If you are going to win an Olympic gold medal then you might as well add a world record for good measure.
That was what the Team GB 4-man team pursuit squad managed to do in Rio as they elevated Sir Bradley Wiggins to the most decorated British Olympian with eight medals, five of them now gold, and provided young Welsh cyclist Owain Doull with his first taste of Olympic glory.

Doull is yet another product of the Maindy Flyers programme in Cardiff, which hopes today to see another star pupil, Elinor Barker, follow in his footsteps. She, too, helped the British quartet take the world record away from the Australians in qualification.

Geraint Thomas, who finished 11th in the road race and ninth in the time trial in Rio, is another alumni of Maindy Flyers who has already provided won two Olympic golds on the track while Nicole Cooke paved the way for Barker with her road race triumph in Beijing in 2008.

Not a bad return for a club based at the home of the 1958 track cycling events at the Empire and Commonwealth Games in Cardiff.
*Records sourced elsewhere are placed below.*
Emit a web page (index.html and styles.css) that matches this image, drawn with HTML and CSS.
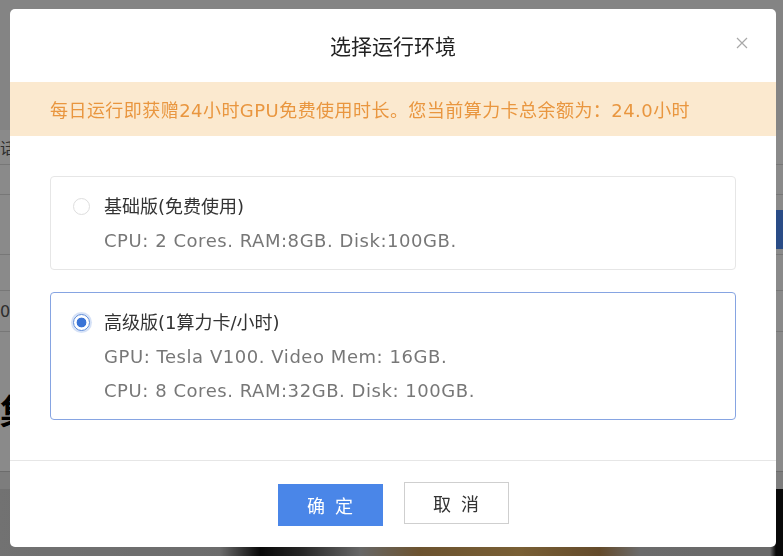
FILE: index.html
```html
<!DOCTYPE html>
<html lang="zh-CN">
<head>
<meta charset="utf-8">
<title>选择运行环境</title>
<link rel="stylesheet" href="styles.css">
</head>
<body>
<div class="page">
  <div class="pg-head"></div>
  <div class="pg-row pg-r1"><span class="pg-text">话题</span></div>
  <div class="pg-row pg-r2"></div>
  <div class="pg-row pg-r3"><span></span><span class="pg-btn"></span></div>
  <div class="pg-row pg-r4"></div>
  <div class="pg-row pg-r5"><span class="pg-text">06</span></div>
  <div class="pg-row pg-r6"><span class="pg-big">集</span></div>
  <div class="pg-strip"></div>
  <div class="pg-image"></div>
</div>
<div class="overlay"></div>
<div class="modal">
  <div class="modal-header">
    <span></span>
    <h2 class="modal-title">选择运行环境</h2>
    <button class="modal-close" aria-label="关闭">
      <svg width="12" height="12" viewBox="0 0 12 12"><path d="M1 1L11 11M11 1L1 11" stroke="#a8a8a8" stroke-width="1.2" fill="none"/></svg>
    </button>
  </div>
  <div class="banner">每日运行即获赠24小时GPU免费使用时长。您当前算力卡总余额为：24.0小时</div>
  <div class="modal-body">
    <label class="card">
      <span class="radio"></span>
      <div class="card-lines">
        <div class="card-title">基础版(免费使用)</div>
        <div class="card-spec">CPU: 2 Cores. RAM:8GB. Disk:100GB.</div>
      </div>
    </label>
    <label class="card card-active">
      <span class="radio radio-on"></span>
      <div class="card-lines">
        <div class="card-title">高级版(1算力卡/小时)</div>
        <div class="card-spec">GPU: Tesla V100. Video Mem: 16GB.</div>
        <div class="card-spec">CPU: 8 Cores. RAM:32GB. Disk: 100GB.</div>
      </div>
    </label>
  </div>
  <div class="modal-footer">
    <button class="btn btn-primary">确定</button>
    <button class="btn btn-default">取消</button>
  </div>
</div>
</body>
</html>
```

FILE: styles.css
```css
* { box-sizing: border-box; }
html, body { margin: 0; padding: 0; }
body {
  width: 783px;
  height: 556px;
  overflow: hidden;
  font-family: "DejaVu Sans", "Noto Sans CJK SC", sans-serif;
}

/* background page */
.page {
  height: 556px;
  display: flex;
  flex-direction: column;
  background: #ffffff;
}
.pg-head { height: 130px; background: #f4f4f4; }
.pg-row {
  display: flex;
  justify-content: space-between;
  align-items: center;
  border-bottom: 1px solid #dcdcdc;
  font-size: 16px;
  color: #555;
}
.pg-r1 { height: 35px; }
.pg-r2 { height: 30px; }
.pg-r3 { height: 60px; align-items: flex-end; }
.pg-r4 { height: 36px; }
.pg-r5 { height: 41px; }
.pg-r6 { height: 140px; border-bottom-color: #c8c8c8; }
.pg-text { margin-left: 0; }
.pg-btn {
  width: 8px;
  height: 39px;
  margin-bottom: 5px;
  background: #4f8cf7;
}
.pg-big {
  font-size: 34px;
  font-weight: 700;
  color: #000;
  margin-top: 16px;
}
.pg-strip { height: 17px; background: #e8e8e8; }
.pg-image {
  flex: 1;
  background: linear-gradient(90deg, #d2d2d2 0px, #c8c8c8 220px, #111 260px, #444 300px, #bdbdbd 360px, #c89a58 420px, #e0b062 520px, #b88a50 600px, #c6c6c6 640px, #c4c4c4 770px, #111 776px);
}

.overlay {
  position: fixed;
  inset: 0;
  background: rgba(0, 0, 0, 0.46);
}

/* modal */
.modal {
  position: fixed;
  top: 9px;
  left: 10px;
  width: 766px;
  height: 538px;
  background: #fff;
  border-radius: 5px;
  display: flex;
  flex-direction: column;
  overflow: hidden;
}
.modal-header {
  height: 73px;
  display: grid;
  grid-template-columns: 1fr auto 1fr;
  align-items: center;
}
.modal-title {
  margin: 0;
  font-family: "Noto Sans CJK SC", sans-serif;
  font-size: 21px;
  font-weight: 400;
  color: #222;
  padding-bottom: 1px;
}
.modal-close {
  justify-self: end;
  margin-right: 28px;
  margin-bottom: 6px;
  border: 0;
  background: none;
  padding: 0;
  width: 12px;
  height: 12px;
  display: flex;
}
.banner {
  height: 54px;
  display: flex;
  align-items: center;
  padding-left: 40px;
  background: #fbe9cf;
  color: #e9963f;
  font-size: 18px;
  letter-spacing: 0.45px;
}
.modal-body {
  padding: 40px 40px 40px;
  display: flex;
  flex-direction: column;
  gap: 22px;
  border-bottom: 1px solid #e6e6e6;
}
.card {
  display: grid;
  grid-template-columns: 16px 1fr;
  column-gap: 15px;
  align-items: start;
  padding: 13px 20px 11px 22px;
  border: 1px solid #e6e6e6;
  border-radius: 4px;
}
.card-active { border-color: #86a4e2; }
.radio {
  width: 17px;
  height: 17px;
  margin-top: 8px;
  border: 1px solid #dedede;
  border-radius: 50%;
  background: #fff;
}
.radio-on {
  border: 1.5px solid #5c8ad8;
  background: radial-gradient(circle, #3a74d6 0 4.6px, #fff 5.2px);
  box-shadow: 0 0 0 2px rgba(120, 160, 230, 0.3);
}
.card-lines { display: flex; flex-direction: column; }
.card-title {
  line-height: 34px;
  font-size: 18px;
  color: #333;
}
.card-spec {
  line-height: 34px;
  font-size: 18px;
  letter-spacing: 0.55px;
  color: #777;
}
.modal-footer {
  flex: 1;
  display: flex;
  justify-content: center;
  align-items: center;
  gap: 21px;
  padding-top: 2px;
}
.btn {
  width: 105px;
  height: 42px;
  font-family: "Noto Sans CJK SC", sans-serif;
  font-size: 18px;
  letter-spacing: 10px;
  padding: 0 0 0 10px;
  cursor: pointer;
}
.btn-primary {
  background: #4a86e8;
  color: #fff;
  border: 0;
}
.btn-default {
  background: #fff;
  color: #333;
  border: 1px solid #cfcfcf;
  margin-bottom: 4px;
}
```
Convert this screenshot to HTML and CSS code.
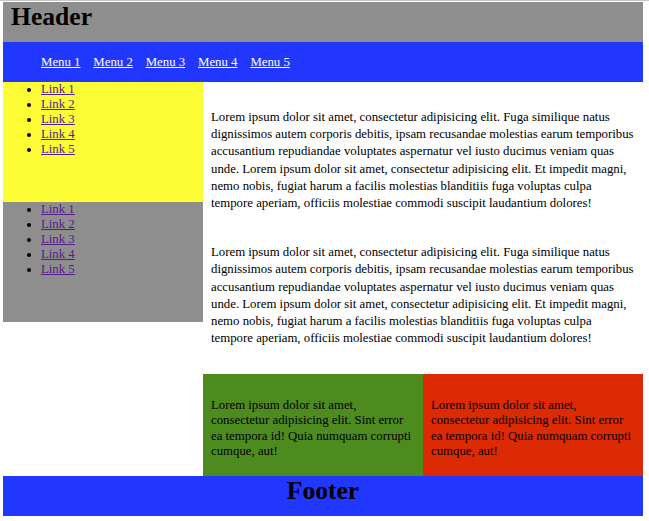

The club remains one of the most successful junior outfits in the country.
But back to Doull. At 23 years of age he joins Thomas as a Welsh Olympic champion and could go on to emulate his track double in Tokyo in four years time. He also picked up plenty of plaudits from his illustrious team mate, Wiggins.

“It is hard to come off the track after only two minutes and not spout a load of clichés and emotional stuff, but over the last 12 months we have done pretty much everything together – training camps at altitude, early morning starts at the track and late night finishes at the track before Christmas Day,” said Wiggins.

“And it was all for this – we are here and we’ve done it. I would never have come back if we didn’t have the calibre of these athletes. I’ve always said that Ed Clancy and Stephen Burke are two of the most underrated athletes I have ever worked with and then you have someone like Owain.
“Doully reminds me of a young ‘G’ (Geraint Thomas) and can do anything in the sport. Nothing fazes him especially not an Olympic final at such a young age.
“When you are with guys on the line like that it makes your job so much easier. I realised what we were going in to, and that adds nerves, but these guys were bouncing off the ceiling.”
The British team cracked their own world record twice in Rio and the last seven world bests have gone to British teams that have included a Welsh rider – five with Thomas and two with Doull.

From 3 mins, 56.322 sec in Manchester in 2008 the British squads have now brought down the world record to 3.50.265. Three Olympic gold medals in a row and Doull, no doubt, will have a fourth in his mind when he returns home to a heroes welcome.